**Directive**
Would you repeat the listing exactly but omit every picture?

**Given data**

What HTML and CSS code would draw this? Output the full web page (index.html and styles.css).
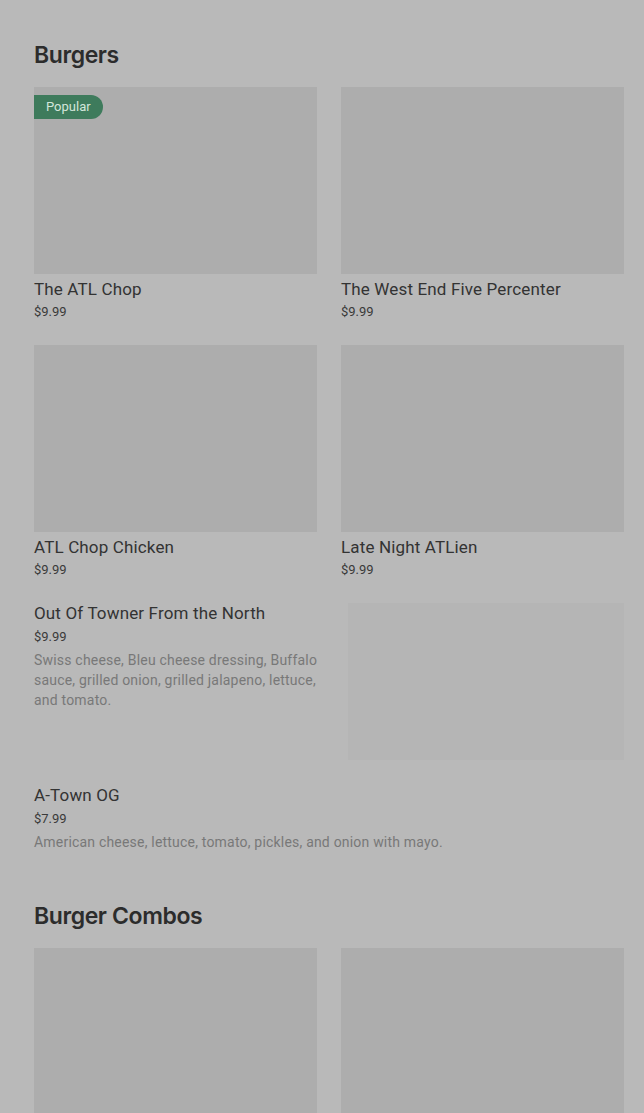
FILE: index.html
```html
<!DOCTYPE html>
<html lang="en">
<head>
    <meta charset="UTF-8">
    <meta name="viewport" content="width=device-width, initial-scale=1.0">
    <title>Menu</title>
    <link rel="stylesheet" href="styles.css">
</head>
<body>
    <div class="menu">
        <section class="menu-section">
            <h2 class="section-title">Burgers</h2>
            <div class="card-grid">
                <div class="card">
                    <div class="card-image">
                        <span class="badge">Popular</span>
                    </div>
                    <div class="item-name">The ATL Chop</div>
                    <div class="item-price">$9.99</div>
                </div>
                <div class="card">
                    <div class="card-image"></div>
                    <div class="item-name">The West End Five Percenter</div>
                    <div class="item-price">$9.99</div>
                </div>
                <div class="card">
                    <div class="card-image"></div>
                    <div class="item-name">ATL Chop Chicken</div>
                    <div class="item-price">$9.99</div>
                </div>
                <div class="card">
                    <div class="card-image"></div>
                    <div class="item-name">Late Night ATLien</div>
                    <div class="item-price">$9.99</div>
                </div>
            </div>
            <div class="list-item">
                <div class="list-text">
                    <div class="item-name">Out Of Towner From the North</div>
                    <div class="item-price">$9.99</div>
                    <p class="item-desc">Swiss cheese, Bleu cheese dressing, Buffalo sauce, grilled onion, grilled jalapeno, lettuce, and tomato.</p>
                </div>
                <div class="list-image"></div>
            </div>
            <div class="list-item">
                <div class="list-text">
                    <div class="item-name">A-Town OG</div>
                    <div class="item-price">$7.99</div>
                    <p class="item-desc">American cheese, lettuce, tomato, pickles, and onion with mayo.</p>
                </div>
            </div>
        </section>
        <section class="menu-section">
            <h2 class="section-title">Burger Combos</h2>
            <div class="card-grid">
                <div class="card">
                    <div class="card-image"></div>
                </div>
                <div class="card">
                    <div class="card-image"></div>
                </div>
            </div>
        </section>
    </div>
</body>
</html>
```

FILE: styles.css
```css
body {
    margin: 0;
    background-color: #b9b9b9;
    font-family: Roboto, 'Liberation Sans', sans-serif;
    color: #2f2f2f;
    overflow: hidden;
}
.menu {
    padding: 37px 20px 0 34px;
}
.menu-section {
    margin-bottom: 46px;
}
.section-title {
    margin: 0 0 14px;
    font-family: Inter, 'Liberation Sans', sans-serif;
    font-size: 23px;
    font-weight: 600;
    line-height: 36px;
    letter-spacing: -0.4px;
    color: #2c2c2c;
}
.card-grid {
    display: grid;
    grid-template-columns: 1fr 1fr;
    column-gap: 24px;
    row-gap: 24px;
}
.card-image {
    position: relative;
    height: 187px;
    background-color: #adadad;
}
.badge {
    position: absolute;
    top: 8px;
    left: 0;
    padding: 0 12px;
    height: 24px;
    line-height: 24px;
    font-size: 13px;
    color: #d3e6da;
    background-color: #3e7b5c;
    border-radius: 0 12px 12px 0;
}
.item-name {
    margin-top: 4px;
    font-size: 17px;
    line-height: 22px;
    letter-spacing: 0.15px;
    color: #333;
}
.item-price {
    margin-top: 3px;
    font-size: 13px;
    line-height: 18px;
    color: #3a3a3a;
}
.card-grid + .list-item {
    margin-top: 23px;
}
.list-item {
    display: flex;
    gap: 28px;
    margin-bottom: 24px;
}
.list-item:last-child {
    margin-bottom: 0;
}
.list-text {
    flex: 1;
}
.list-text .item-name {
    margin-top: 0;
}
.list-text .item-price {
    margin-top: 4px;
}
.item-desc {
    margin: 4px 0 0;
    font-size: 14px;
    line-height: 20px;
    letter-spacing: 0.2px;
    color: #787878;
}
.list-image {
    width: 276px;
    height: 157px;
    margin-top: 1px;
    background-color: #b5b5b5;
}
```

**Full response**
What HTML and CSS code would draw this? Output the full web page (index.html and styles.css).
FILE: index.html
```html
<!DOCTYPE html>
<html lang="en">
<head>
    <meta charset="UTF-8">
    <meta name="viewport" content="width=device-width, initial-scale=1.0">
    <title>Menu</title>
    <link rel="stylesheet" href="styles.css">
</head>
<body>
    <div class="menu">
        <section class="menu-section">
            <h2 class="section-title">Burgers</h2>
            <div class="card-grid">
                <div class="card">
                    <div class="card-image">
                        <span class="badge">Popular</span>
                    </div>
                    <div class="item-name">The ATL Chop</div>
                    <div class="item-price">$9.99</div>
                </div>
                <div class="card">
                    <div class="card-image"></div>
                    <div class="item-name">The West End Five Percenter</div>
                    <div class="item-price">$9.99</div>
                </div>
                <div class="card">
                    <div class="card-image"></div>
                    <div class="item-name">ATL Chop Chicken</div>
                    <div class="item-price">$9.99</div>
                </div>
                <div class="card">
                    <div class="card-image"></div>
                    <div class="item-name">Late Night ATLien</div>
                    <div class="item-price">$9.99</div>
                </div>
            </div>
            <div class="list-item">
                <div class="list-text">
                    <div class="item-name">Out Of Towner From the North</div>
                    <div class="item-price">$9.99</div>
                    <p class="item-desc">Swiss cheese, Bleu cheese dressing, Buffalo sauce, grilled onion, grilled jalapeno, lettuce, and tomato.</p>
                </div>
                <div class="list-image"></div>
            </div>
            <div class="list-item">
                <div class="list-text">
                    <div class="item-name">A-Town OG</div>
                    <div class="item-price">$7.99</div>
                    <p class="item-desc">American cheese, lettuce, tomato, pickles, and onion with mayo.</p>
                </div>
            </div>
        </section>
        <section class="menu-section">
            <h2 class="section-title">Burger Combos</h2>
            <div class="card-grid">
                <div class="card">
                    <div class="card-image"></div>
                </div>
                <div class="card">
                    <div class="card-image"></div>
                </div>
            </div>
        </section>
    </div>
</body>
</html>
```

FILE: styles.css
```css
body {
    margin: 0;
    background-color: #b9b9b9;
    font-family: Roboto, 'Liberation Sans', sans-serif;
    color: #2f2f2f;
    overflow: hidden;
}
.menu {
    padding: 37px 20px 0 34px;
}
.menu-section {
    margin-bottom: 46px;
}
.section-title {
    margin: 0 0 14px;
    font-family: Inter, 'Liberation Sans', sans-serif;
    font-size: 23px;
    font-weight: 600;
    line-height: 36px;
    letter-spacing: -0.4px;
    color: #2c2c2c;
}
.card-grid {
    display: grid;
    grid-template-columns: 1fr 1fr;
    column-gap: 24px;
    row-gap: 24px;
}
.card-image {
    position: relative;
    height: 187px;
    background-color: #adadad;
}
.badge {
    position: absolute;
    top: 8px;
    left: 0;
    padding: 0 12px;
    height: 24px;
    line-height: 24px;
    font-size: 13px;
    color: #d3e6da;
    background-color: #3e7b5c;
    border-radius: 0 12px 12px 0;
}
.item-name {
    margin-top: 4px;
    font-size: 17px;
    line-height: 22px;
    letter-spacing: 0.15px;
    color: #333;
}
.item-price {
    margin-top: 3px;
    font-size: 13px;
    line-height: 18px;
    color: #3a3a3a;
}
.card-grid + .list-item {
    margin-top: 23px;
}
.list-item {
    display: flex;
    gap: 28px;
    margin-bottom: 24px;
}
.list-item:last-child {
    margin-bottom: 0;
}
.list-text {
    flex: 1;
}
.list-text .item-name {
    margin-top: 0;
}
.list-text .item-price {
    margin-top: 4px;
}
.item-desc {
    margin: 4px 0 0;
    font-size: 14px;
    line-height: 20px;
    letter-spacing: 0.2px;
    color: #787878;
}
.list-image {
    width: 276px;
    height: 157px;
    margin-top: 1px;
    background-color: #b5b5b5;
}
```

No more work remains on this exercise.